La cour d’appel avait jugé cette demande irrecevable car prescrite. Elle avait déterminé le point de départ de l’action en résiliation judiciaire comme étant la date du courrier de l’employeur du 23 février 2009 permettant de déterminer sa connaissance du classement en invalidité de la salariée. Or, selon la cour d’appel, l’employeur est tenu d’organiser une visite de reprise dès que le salarié l’informe de son classement en invalidité.
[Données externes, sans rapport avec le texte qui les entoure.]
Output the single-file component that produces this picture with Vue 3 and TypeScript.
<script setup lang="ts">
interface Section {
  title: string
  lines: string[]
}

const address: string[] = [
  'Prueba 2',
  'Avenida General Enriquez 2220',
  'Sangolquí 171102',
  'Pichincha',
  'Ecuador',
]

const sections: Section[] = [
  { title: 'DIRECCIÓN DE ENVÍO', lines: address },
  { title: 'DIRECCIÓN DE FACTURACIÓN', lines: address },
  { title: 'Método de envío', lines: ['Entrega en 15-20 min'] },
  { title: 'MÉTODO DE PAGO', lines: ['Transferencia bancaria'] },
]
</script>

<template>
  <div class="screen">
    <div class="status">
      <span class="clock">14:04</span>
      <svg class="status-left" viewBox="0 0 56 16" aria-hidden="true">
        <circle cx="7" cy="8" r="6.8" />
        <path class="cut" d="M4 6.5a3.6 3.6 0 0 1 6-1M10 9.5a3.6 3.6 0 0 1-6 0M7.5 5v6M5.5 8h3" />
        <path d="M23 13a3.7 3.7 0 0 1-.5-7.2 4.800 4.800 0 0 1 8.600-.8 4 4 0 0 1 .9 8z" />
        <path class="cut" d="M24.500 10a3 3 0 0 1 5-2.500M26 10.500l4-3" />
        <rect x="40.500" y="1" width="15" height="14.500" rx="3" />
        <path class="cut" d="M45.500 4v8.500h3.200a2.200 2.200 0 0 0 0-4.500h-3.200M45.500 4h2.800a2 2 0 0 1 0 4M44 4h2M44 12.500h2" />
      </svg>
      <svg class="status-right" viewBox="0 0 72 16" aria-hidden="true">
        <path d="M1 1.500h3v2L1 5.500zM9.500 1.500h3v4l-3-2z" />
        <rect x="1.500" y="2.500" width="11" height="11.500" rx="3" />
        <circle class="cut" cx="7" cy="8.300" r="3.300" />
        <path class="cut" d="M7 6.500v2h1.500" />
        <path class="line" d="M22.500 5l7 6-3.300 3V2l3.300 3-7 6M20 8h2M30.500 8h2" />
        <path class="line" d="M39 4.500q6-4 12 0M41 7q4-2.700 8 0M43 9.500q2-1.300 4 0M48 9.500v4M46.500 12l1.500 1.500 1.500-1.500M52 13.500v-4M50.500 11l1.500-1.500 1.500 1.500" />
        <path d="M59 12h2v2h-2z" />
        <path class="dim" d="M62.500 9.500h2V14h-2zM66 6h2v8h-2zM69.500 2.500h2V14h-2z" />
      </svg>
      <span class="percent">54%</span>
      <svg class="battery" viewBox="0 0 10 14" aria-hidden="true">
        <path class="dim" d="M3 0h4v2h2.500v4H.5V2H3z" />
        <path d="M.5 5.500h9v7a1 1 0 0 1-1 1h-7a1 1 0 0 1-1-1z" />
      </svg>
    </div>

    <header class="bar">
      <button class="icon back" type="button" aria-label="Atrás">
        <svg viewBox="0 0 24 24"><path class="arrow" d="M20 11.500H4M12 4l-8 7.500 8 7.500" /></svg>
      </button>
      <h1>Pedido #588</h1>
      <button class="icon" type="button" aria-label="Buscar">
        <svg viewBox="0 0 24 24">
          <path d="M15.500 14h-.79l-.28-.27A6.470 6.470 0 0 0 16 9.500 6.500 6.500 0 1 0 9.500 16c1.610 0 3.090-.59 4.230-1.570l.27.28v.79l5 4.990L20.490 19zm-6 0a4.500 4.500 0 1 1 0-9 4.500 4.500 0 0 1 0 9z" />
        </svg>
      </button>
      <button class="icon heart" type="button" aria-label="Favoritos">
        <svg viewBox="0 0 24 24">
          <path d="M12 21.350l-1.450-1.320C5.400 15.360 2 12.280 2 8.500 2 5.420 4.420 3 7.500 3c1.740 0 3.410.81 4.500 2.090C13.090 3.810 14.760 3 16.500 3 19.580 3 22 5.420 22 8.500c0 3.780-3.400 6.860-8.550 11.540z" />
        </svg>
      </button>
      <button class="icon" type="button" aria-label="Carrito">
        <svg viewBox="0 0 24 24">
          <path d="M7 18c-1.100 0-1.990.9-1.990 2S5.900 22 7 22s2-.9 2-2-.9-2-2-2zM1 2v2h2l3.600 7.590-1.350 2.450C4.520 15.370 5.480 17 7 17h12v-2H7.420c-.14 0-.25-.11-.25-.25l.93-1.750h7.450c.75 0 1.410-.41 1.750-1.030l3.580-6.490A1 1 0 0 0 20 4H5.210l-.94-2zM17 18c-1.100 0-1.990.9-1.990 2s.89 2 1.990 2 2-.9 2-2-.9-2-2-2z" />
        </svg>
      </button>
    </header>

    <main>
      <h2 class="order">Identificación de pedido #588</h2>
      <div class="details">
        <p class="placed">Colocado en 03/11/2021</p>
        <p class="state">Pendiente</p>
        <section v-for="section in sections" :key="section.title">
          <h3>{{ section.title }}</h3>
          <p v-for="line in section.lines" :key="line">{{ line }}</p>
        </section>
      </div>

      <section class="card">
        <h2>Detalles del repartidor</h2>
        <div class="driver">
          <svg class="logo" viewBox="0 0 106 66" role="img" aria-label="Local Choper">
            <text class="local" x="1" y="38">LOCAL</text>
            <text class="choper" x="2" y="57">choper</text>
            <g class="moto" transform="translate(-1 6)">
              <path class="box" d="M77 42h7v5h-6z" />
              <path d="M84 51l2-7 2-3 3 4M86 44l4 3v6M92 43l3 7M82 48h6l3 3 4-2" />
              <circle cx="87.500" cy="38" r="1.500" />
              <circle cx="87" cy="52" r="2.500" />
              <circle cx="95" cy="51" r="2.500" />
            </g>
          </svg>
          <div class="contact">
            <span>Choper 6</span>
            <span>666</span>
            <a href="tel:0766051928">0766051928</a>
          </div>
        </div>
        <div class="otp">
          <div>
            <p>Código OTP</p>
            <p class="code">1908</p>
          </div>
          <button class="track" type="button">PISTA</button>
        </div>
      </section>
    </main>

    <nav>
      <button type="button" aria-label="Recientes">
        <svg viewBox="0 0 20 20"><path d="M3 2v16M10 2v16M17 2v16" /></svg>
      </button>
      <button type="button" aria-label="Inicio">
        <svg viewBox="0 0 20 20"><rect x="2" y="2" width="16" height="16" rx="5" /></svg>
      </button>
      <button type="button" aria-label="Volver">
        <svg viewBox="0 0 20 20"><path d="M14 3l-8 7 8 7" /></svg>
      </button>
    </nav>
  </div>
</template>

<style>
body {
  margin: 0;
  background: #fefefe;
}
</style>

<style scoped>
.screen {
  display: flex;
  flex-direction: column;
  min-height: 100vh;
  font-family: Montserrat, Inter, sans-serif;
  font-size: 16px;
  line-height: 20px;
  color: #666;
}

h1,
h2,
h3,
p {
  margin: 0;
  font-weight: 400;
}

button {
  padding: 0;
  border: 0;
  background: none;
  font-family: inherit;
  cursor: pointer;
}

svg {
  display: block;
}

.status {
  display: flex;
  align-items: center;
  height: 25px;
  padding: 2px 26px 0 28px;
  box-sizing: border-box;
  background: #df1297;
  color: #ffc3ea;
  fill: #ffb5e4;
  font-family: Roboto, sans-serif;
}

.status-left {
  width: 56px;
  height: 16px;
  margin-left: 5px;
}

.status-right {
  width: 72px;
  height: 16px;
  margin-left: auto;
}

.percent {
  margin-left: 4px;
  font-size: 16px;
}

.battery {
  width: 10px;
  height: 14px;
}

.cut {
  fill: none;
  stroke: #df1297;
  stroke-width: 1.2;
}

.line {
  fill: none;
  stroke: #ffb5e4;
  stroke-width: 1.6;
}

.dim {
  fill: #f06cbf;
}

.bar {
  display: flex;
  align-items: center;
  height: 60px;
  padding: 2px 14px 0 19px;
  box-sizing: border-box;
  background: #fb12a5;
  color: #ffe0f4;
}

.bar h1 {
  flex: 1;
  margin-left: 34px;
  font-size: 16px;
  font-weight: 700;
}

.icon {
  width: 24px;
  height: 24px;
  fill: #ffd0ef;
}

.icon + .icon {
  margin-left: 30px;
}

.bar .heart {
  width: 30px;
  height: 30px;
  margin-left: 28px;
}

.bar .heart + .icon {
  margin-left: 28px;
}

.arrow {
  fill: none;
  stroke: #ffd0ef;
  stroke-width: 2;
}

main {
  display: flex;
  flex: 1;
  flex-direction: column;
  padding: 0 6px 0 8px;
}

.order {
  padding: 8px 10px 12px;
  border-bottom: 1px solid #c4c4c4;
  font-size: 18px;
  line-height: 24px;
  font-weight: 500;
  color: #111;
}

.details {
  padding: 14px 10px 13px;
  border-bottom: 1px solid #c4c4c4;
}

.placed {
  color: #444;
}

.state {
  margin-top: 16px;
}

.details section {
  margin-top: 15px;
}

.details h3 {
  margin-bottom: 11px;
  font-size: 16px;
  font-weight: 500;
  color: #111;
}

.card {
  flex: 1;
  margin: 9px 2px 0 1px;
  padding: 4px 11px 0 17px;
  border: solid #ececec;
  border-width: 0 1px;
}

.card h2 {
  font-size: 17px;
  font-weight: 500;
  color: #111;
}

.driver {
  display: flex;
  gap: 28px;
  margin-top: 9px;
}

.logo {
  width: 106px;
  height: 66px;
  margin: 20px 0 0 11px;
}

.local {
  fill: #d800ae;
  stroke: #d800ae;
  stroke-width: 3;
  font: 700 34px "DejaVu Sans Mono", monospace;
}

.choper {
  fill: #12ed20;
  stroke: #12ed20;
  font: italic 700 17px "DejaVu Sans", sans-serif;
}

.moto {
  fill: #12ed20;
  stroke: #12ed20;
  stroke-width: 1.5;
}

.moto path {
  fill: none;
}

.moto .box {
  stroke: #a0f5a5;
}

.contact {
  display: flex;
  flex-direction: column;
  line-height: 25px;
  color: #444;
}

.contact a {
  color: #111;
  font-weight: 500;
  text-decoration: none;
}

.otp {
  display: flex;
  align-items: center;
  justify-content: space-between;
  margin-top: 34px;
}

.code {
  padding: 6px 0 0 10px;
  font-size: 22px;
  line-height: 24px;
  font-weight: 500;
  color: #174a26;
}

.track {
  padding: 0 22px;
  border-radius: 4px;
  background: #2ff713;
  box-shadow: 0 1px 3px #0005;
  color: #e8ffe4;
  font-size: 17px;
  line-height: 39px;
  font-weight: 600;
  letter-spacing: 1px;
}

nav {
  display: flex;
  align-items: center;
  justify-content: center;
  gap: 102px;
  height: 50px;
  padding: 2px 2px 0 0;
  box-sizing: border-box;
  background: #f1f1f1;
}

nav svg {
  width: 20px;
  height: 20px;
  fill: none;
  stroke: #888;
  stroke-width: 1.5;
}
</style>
En effet, il a déjà été jugé que dès lors que le salarié informe son employeur de son classement en invalidité 2e catégorie, sans manifester sa volonté de ne pas reprendre le travail, il appartient à l’employeur de faire procéder à une visite de reprise (Cass. soc., 25 janv 2011, 09-42766 ; Cass. soc., 1er févr. 2012, 10-20732) que le salarié ne soit plus en arrêt de travail postérieurement à son classement (Cass. soc., 25 mai 2011, 09-71548) ou qu’il le soit encore (Cass. soc., 23 sept 2020, 18-26481).
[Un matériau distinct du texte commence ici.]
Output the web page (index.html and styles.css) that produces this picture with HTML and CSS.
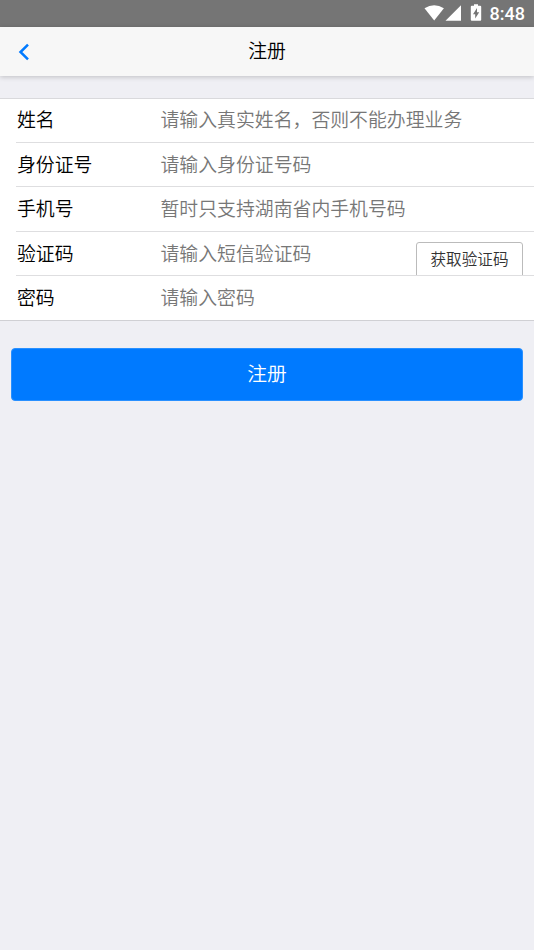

La cour d’appel avait donc considéré que l’action en résiliation judiciaire était prescrite puisque plus de 6 ans s’étaient écoulés depuis la date du courrier envoyé par l’employeur, dépassant ainsi le délai de prescription de 5 ans applicable à la date des faits.
Dans l’arrêt ici commenté, la Cour de cassation reprend d’abord les termes de l’article L1231-1 du code du travail selon lequel « le contrat de travail à durée indéterminée peut être rompu à l’initiative de l’employeur ou du salarié ou d’un commun accord ». Elle rappelle ensuite que la résiliation judiciaire du contrat est conditionnée par le fait que le salarié la justifie « en raison des manquements de son employeur, suffisamment graves pour rendre impossible la poursuite du contrat de travail ». En outre, elle cite une de ses précédentes décisions en date du 30 juin 2021 (19-18.533) dans laquelle elle avait jugé que, saisi d’une demande de résiliation judiciaire, le juge doit « examiner l’ensemble des griefs invoqués au soutien de celle-ci, quelle que soit leur ancienneté ».
Puis, cassant la décision de la cour d’appel, la Cour de cassation en conclut que :
« l’action en résiliation judiciaire du contrat de travail peut être introduite tant que ce contrat n’a pas été rompu, quelle que soit la date des faits invoqués au soutien de la demande. »
Pour demander la résiliation judiciaire du contrat de travail du salarié aux torts de l’employeur, le salarié peut donc invoquer toutes les fautes commises par son employeur depuis le début de l’exécution du contrat de travail tant que le contrat n’a pas été rompu.
En revanche, cela ne signifie pas pour autant que l’ancienneté des faits est indifférente puisqu’elle doit être prise en compte pour apprécier si les manquements sont suffisamment graves pour empêcher la poursuite du contrat de travail.